In other places, some are trying to change incentives on the informal market. India has implemented a VAT that includes hopes of stunting the informal market for mobile phones. This opinion discusses some features of the value added tax, including how it cuts into informal markets.
Loveboat with a Timecard
Outsourcing to international waters to avoid H-1B visa regulations. Countries are just arbitrary, time-sensitive definitions anyway.
Copyright Communists and the Commons
Another of the Forbes rich listers is spamming copyright offices around the world:
Bill Gates is an intelligent man who has done a great deal of good in the world. So when he gets caught out in a bare-faced lie this should matter to all of us; and last week, when he called the opponents of American intellectual property law a "communist" movement he was encouraging a mistake that could impoverish the entire world.
Read more on the war against copyright communists. Also check out Creative Commons who is leading the movement of sharing creativity with their ‘some rights reserved’ copyrights and encouragement of things like the up and coming music sampling commons, Mixter.
Yahoo! has even put out a beta Creative Commons search engine, so tally up on how easy home recording is these days and if you’re feeling entrepreneurial, turn your Mac Mini into a recording studio and, to Gates’ spite, head for the communes.
High Price. Lots of Incentive
The drug war appears not to be having much of an effect on cocaine sales in the US. Although Colombian cocaine traffic has been reduced by 22%, Bolivian production has increased by 17%. The price remains steady or lower than historical levels. Read here or here.
Fractal Finance and Business School
A great lead from Alina at Totalitarianism Today discusses randomness and rationality in markets through fractal finance. And in a bout of rationality, a vermont businessowner bought a free-ride into a Dutch business school on eBay for $36,000. Perhaps he’ll learn why Metcalf’s law. is a bit weaker than it was cracked up to be.
Latin American Universities
When The Times survey came out, Mexico’s UNAM university sent out ecstatic press releases to the media that resulted in headlines such as UNAM leads Latin American universities.
UNAM’s actual rank was 195 out of 200. Nonetheless, there claims are true. Read more on the survey and the struggles of Latin American Universities here.
Here’s Someone to Watch
Well, don’t say it wasn’t expected. Hugo Chavez is heading forward with his plans of land reform in Venezuela. Apparently, Chavez has promised to put an end to ‘idle’ latifundios. That is, estates of 5000 hectares (12,350 acres) that aren’t being used efficiently. You can take your guess at what efficiently may mean. Especially when the land in question is 6.6 million acres of private holdings.
The claim is that there is too much land in the hands of too few people. As the government hasn’t enforced property rights in the past, there should be low expectations to see a drastic change in the future.
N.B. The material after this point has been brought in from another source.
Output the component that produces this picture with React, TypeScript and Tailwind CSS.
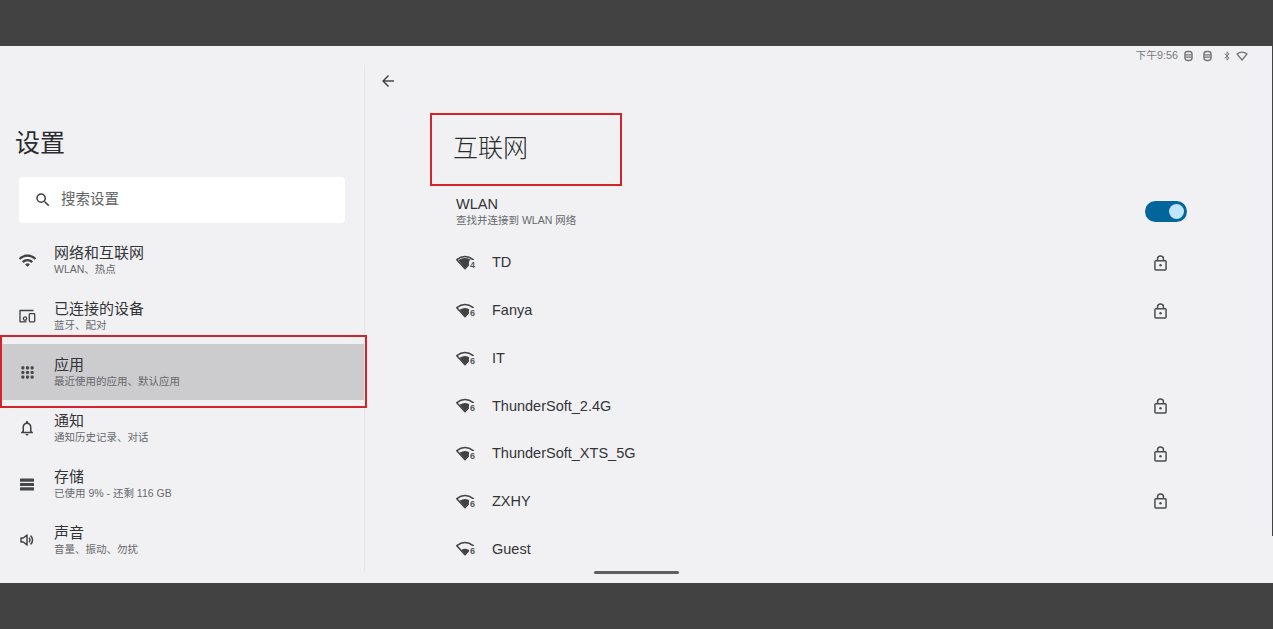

In one case, where the government ignored demands to remove a few squatters from private land, the number of squatters grew to several hundreds, now equipped with housing settlements and yucca crops.
The wisdom behind these acts is best summed up by Chavez’s motives to "tax farms into productivity." Unfortunately, such wisdom is having a hard time being implemented since the government doesn’t even have a registry of land ownership. Hey, there’s a policy that might work for a start—respect of ownership!